Attention to detail extends to the settings as well as the characters. Streets, houses and interiors are described with precision in lush prose. Architecture, art, history, books, flowers, soil, sun - all are noted, and all help embroider the spell. James' detailed descriptions are enveloping, dense, rich and absorbing. The pacing is languid as James sets her stage. 'The Murder Room' is fully a third complete before a crime occurs.
Adam Dalgliesh in 'The Murder Room' remains the masterfully created character who has anchored fourteen previous novels. He's a skilled detective and a published poet, a tall, dark, handsome loner, scarred by the loss of his wife and son in childbirth. Erudite and well educated, he's also humble and human.

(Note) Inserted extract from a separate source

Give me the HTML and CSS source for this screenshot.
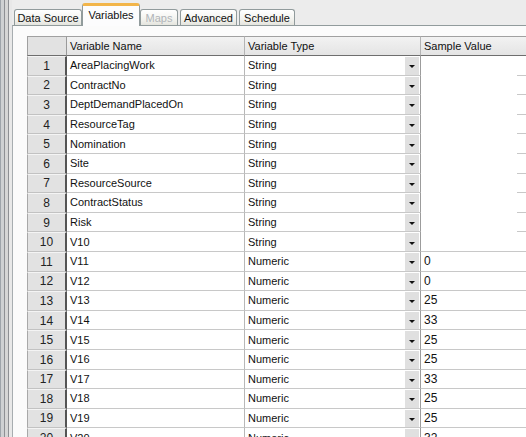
FILE: index.html
```html
<!DOCTYPE html>
<html>
<head>
<meta charset="utf-8">
<link rel="stylesheet" href="styles.css">
</head>
<body>
<div class="win">
  <div class="edge"></div>
  <div class="main">
    <div class="tabs">
      <div class="tab t-ds">Data Source</div>
      <div class="tab sel t-var">Variables</div>
      <div class="tab dis t-maps">Maps</div>
      <div class="tab t-adv">Advanced</div>
      <div class="tab t-sch">Schedule</div>
    </div>
    <div class="panel">
      <div class="grid">
        <div class="hc corner"></div>
        <div class="hc">Variable Name</div>
        <div class="hc">Variable Type</div>
        <div class="hc hs">Sample Value</div>
        <div class="hc hx"></div>

        <div class="rn">1</div><div class="c nm">AreaPlacingWork</div><div class="c ty"><span>String</span><i class="dd"></i></div><div class="c sv open"></div><div class="c ex"></div>
        <div class="rn">2</div><div class="c nm">ContractNo</div><div class="c ty"><span>String</span><i class="dd"></i></div><div class="c sv open"></div><div class="c ex"></div>
        <div class="rn">3</div><div class="c nm">DeptDemandPlacedOn</div><div class="c ty"><span>String</span><i class="dd"></i></div><div class="c sv open"></div><div class="c ex"></div>
        <div class="rn">4</div><div class="c nm">ResourceTag</div><div class="c ty"><span>String</span><i class="dd"></i></div><div class="c sv open"></div><div class="c ex"></div>
        <div class="rn">5</div><div class="c nm">Nomination</div><div class="c ty"><span>String</span><i class="dd"></i></div><div class="c sv open"></div><div class="c ex"></div>
        <div class="rn">6</div><div class="c nm">Site</div><div class="c ty"><span>String</span><i class="dd"></i></div><div class="c sv open"></div><div class="c ex"></div>
        <div class="rn">7</div><div class="c nm">ResourceSource</div><div class="c ty"><span>String</span><i class="dd"></i></div><div class="c sv open"></div><div class="c ex"></div>
        <div class="rn">8</div><div class="c nm">ContractStatus</div><div class="c ty"><span>String</span><i class="dd"></i></div><div class="c sv open"></div><div class="c ex"></div>
        <div class="rn">9</div><div class="c nm">Risk</div><div class="c ty"><span>String</span><i class="dd"></i></div><div class="c sv open"></div><div class="c ex"></div>
        <div class="rn">10</div><div class="c nm">V10</div><div class="c ty"><span>String</span><i class="dd"></i></div><div class="c sv"></div><div class="c ex"></div>
        <div class="rn">11</div><div class="c nm">V11</div><div class="c ty"><span>Numeric</span><i class="dd"></i></div><div class="c sv">0</div><div class="c ex"></div>
        <div class="rn">12</div><div class="c nm">V12</div><div class="c ty"><span>Numeric</span><i class="dd"></i></div><div class="c sv">0</div><div class="c ex"></div>
        <div class="rn">13</div><div class="c nm">V13</div><div class="c ty"><span>Numeric</span><i class="dd"></i></div><div class="c sv">25</div><div class="c ex"></div>
        <div class="rn">14</div><div class="c nm">V14</div><div class="c ty"><span>Numeric</span><i class="dd"></i></div><div class="c sv">33</div><div class="c ex"></div>
        <div class="rn">15</div><div class="c nm">V15</div><div class="c ty"><span>Numeric</span><i class="dd"></i></div><div class="c sv">25</div><div class="c ex"></div>
        <div class="rn">16</div><div class="c nm">V16</div><div class="c ty"><span>Numeric</span><i class="dd"></i></div><div class="c sv">25</div><div class="c ex"></div>
        <div class="rn">17</div><div class="c nm">V17</div><div class="c ty"><span>Numeric</span><i class="dd"></i></div><div class="c sv">33</div><div class="c ex"></div>
        <div class="rn">18</div><div class="c nm">V18</div><div class="c ty"><span>Numeric</span><i class="dd"></i></div><div class="c sv">25</div><div class="c ex"></div>
        <div class="rn">19</div><div class="c nm">V19</div><div class="c ty"><span>Numeric</span><i class="dd"></i></div><div class="c sv">25</div><div class="c ex"></div>
        <div class="rn">20</div><div class="c nm">V20</div><div class="c ty"><span>Numeric</span><i class="dd"></i></div><div class="c sv">32</div><div class="c ex"></div>
      </div>
    </div>
  </div>
</div>
</body>
</html>
```
FILE: styles.css
```css
html, body {
  margin: 0;
  padding: 0;
}
body {
  width: 526px;
  height: 437px;
  overflow: hidden;
  background: #ececec;
  font-family: "Liberation Sans", Arial, sans-serif;
  font-size: 11px;
  color: #111;
}
.win {
  display: flex;
  height: 437px;
}
.edge {
  flex: none;
  width: 12px;
  background: linear-gradient(90deg,
    #9ea4aa 0, #9ea4aa 1px,
    #cfd1d3 1px, #cfd1d3 4px,
    #8e9094 4px, #8e9094 5px,
    #d6d6d6 5px, #d6d6d6 8px,
    #8e9094 8px, #8e9094 9px,
    #e8e8e8 9px, #e8e8e8 12px);
}
.main {
  flex: 1;
  min-width: 0;
  display: flex;
  flex-direction: column;
}
.tabs {
  flex: none;
  height: 25px;
  display: flex;
  align-items: flex-end;
  padding-left: 2px;
  position: relative;
  z-index: 2;
}
.tab {
  box-sizing: border-box;
  height: 16px;
  border: 1px solid #919b9c;
  border-bottom: none;
  border-radius: 3px 3px 0 0;
  background: linear-gradient(#ffffff, #f3f3ef 60%, #e4e4de);
  display: flex;
  align-items: center;
  justify-content: center;
  padding-top: 1px;
  white-space: nowrap;
  color: #111;
}
.tab + .tab { margin-left: 1px; }
.t-ds { width: 68px; }
.t-var { width: 58px; }
.t-maps { width: 38px; }
.t-adv { width: 57px; margin-left: 2px !important; }
.t-sch { width: 56px; margin-left: 2px !important; }
.tab.sel {
  height: 23px;
  margin-bottom: -1px;
  margin-left: 0;
  border-top: 3px solid #f2b54a;
  background: #fcfcfd;
  align-items: flex-start;
  padding-top: 3px;
}
.tab.sel + .tab { margin-left: 0; }
.tab.dis { color: #b0b4b8; }
.panel {
  flex: 1;
  border-top: 1px solid #919b9c;
  border-left: 1px solid #a7adb0;
  background: #fbfbfb;
  padding: 10px 0 0 14px;
  overflow: hidden;
}
.grid {
  display: grid;
  grid-template-columns: 40px 178px 176px 96px 80px;
  grid-template-rows: 20px;
  grid-auto-rows: 19.6px;
  width: 570px;
  background: #fff;
}
.hc {
  box-sizing: border-box;
  background: linear-gradient(#f2f2f2, #e4e4e4);
  border-top: 1px solid #a0a0a0;
  border-right: 1px solid #b4b4b4;
  border-bottom: 1px solid #6e6e6e;
  display: flex;
  align-items: center;
  padding-left: 3px;
  white-space: nowrap;
}
.hc.corner {
  border-left: 1px solid #a0a0a0;
  border-right: 1px solid #9a9a9a;
  background: #e2e2e2;
}
.hc.hs, .hc.hx { border-right: none; }
.rn {
  box-sizing: border-box;
  background: #e2e2e2;
  border-left: 1px solid #a8a8a8;
  border-right: 2px solid #555;
  border-bottom: 1px solid #c2c2c2;
  border-top: 1px solid #f4f4f4;
  display: flex;
  align-items: center;
  justify-content: center;
  font-size: 12px;
  color: #222;
}
.c {
  box-sizing: border-box;
  border-bottom: 1px solid #c8c8c8;
  display: flex;
  align-items: center;
  padding-left: 3px;
  white-space: nowrap;
  overflow: hidden;
}
.nm { border-right: 1px solid #b8b8b8; }
.ty {
  border-right: 1px solid #9c9c9c;
  justify-content: space-between;
  align-items: stretch;
}
.ty span {
  display: flex;
  align-items: center;
}
.dd {
  flex: none;
  width: 14px;
  margin: 1px 1px 0 0;
  background: #e0e0e0;
  display: flex;
  align-items: center;
  justify-content: center;
}
.dd::after {
  content: "";
  width: 0;
  height: 0;
  margin-top: 2px;
  border-left: 3px solid transparent;
  border-right: 3px solid transparent;
  border-top: 3px solid #111;
}
.sv { font-size: 12px; }
.sv.open { border-bottom-color: transparent; }
.ex { border-bottom-color: #c8c8c8; }
```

And in 'The Murder Room', he is a bit distracted by the love of Emma Lavenham, the beautiful scholar introduced in 'Death in Holy Orders'. If I have a quibble with this book, and it's a mere quibble, it's that James introduces Dalgliesh's personal emotional turmoil at the outset, revisits it midway through the narrative only once and only briefly, and revives it at the very end, in a style reminiscent of a schmaltzy Hollywood movie. Quite overly theatrical for James, I think.

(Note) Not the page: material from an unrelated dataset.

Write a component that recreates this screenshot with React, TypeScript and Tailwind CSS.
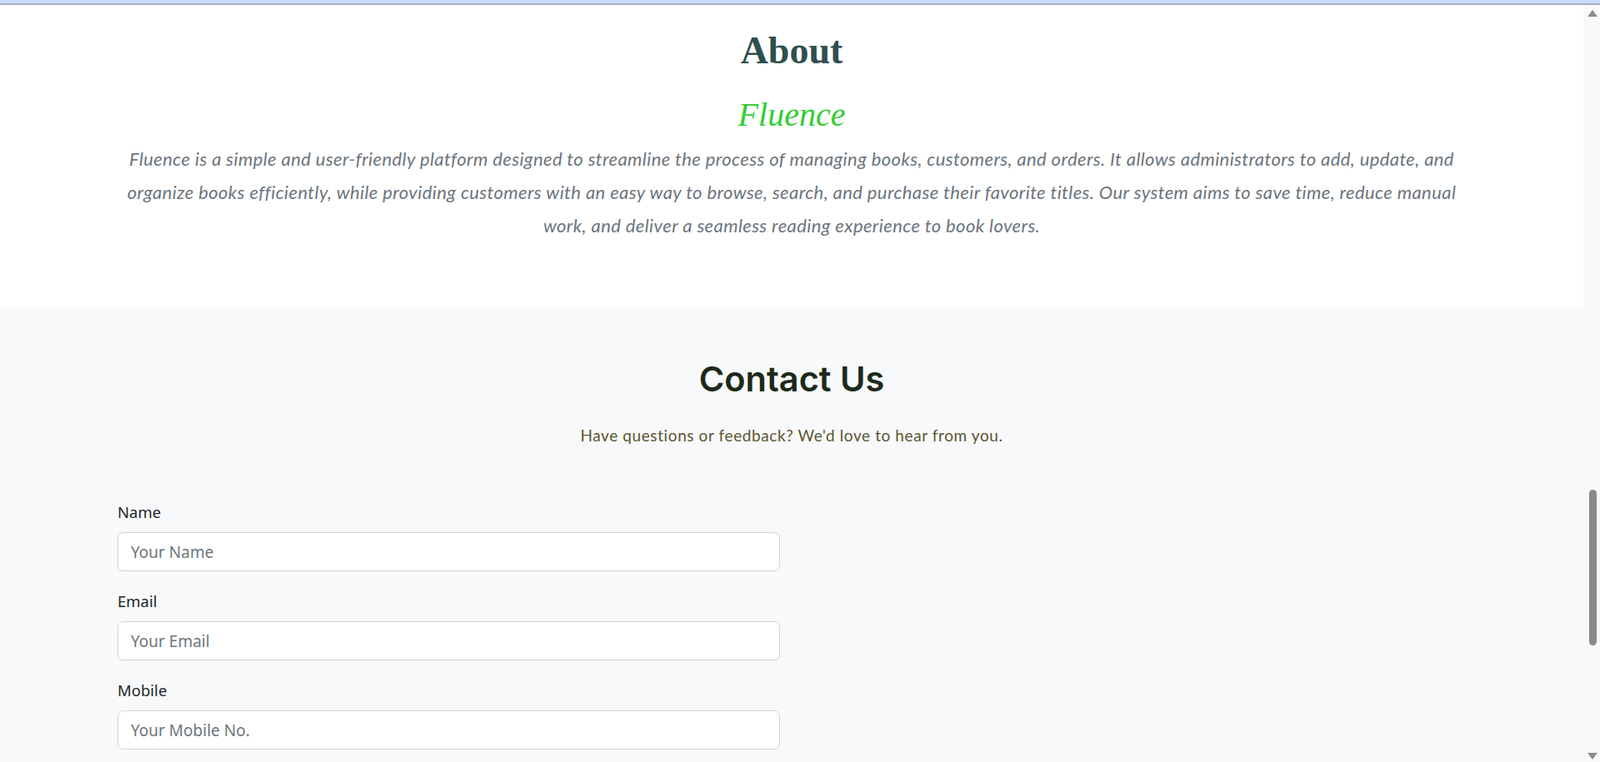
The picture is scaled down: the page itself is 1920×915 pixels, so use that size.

The plotting in 'The Murder Room' is adequate, well thought out and well developed, but I never read James for plot. I'm impatient with plots that turn on acutely observed minutia - the position of a light switch, or misplaced keys or unaccounted minutes. It simply doesn't matter to me who did it and I take no satisfaction in trying to figure it out beforehand. I suspect I'm in the minority here, and that most readers revel in doing exactly that. For them, James plays fairly, providing clues and twists and a credible denouement.
While not an author I would elect to read on a daily basis, James paces her releases to suit me perfectly and I look forward to each new one. She's grandly old-fashioned (despite the cell phones and traffic jams) and her themes are timeless. I read James for her linguistic artistry, solely to be enveloped by her prose. She's a choreographer of words, writing an exquisite ballet danced by an elegantly costumed corps, to a full orchestra. She's an entrancing writer and 'The Murder Room' ranks as one of her best.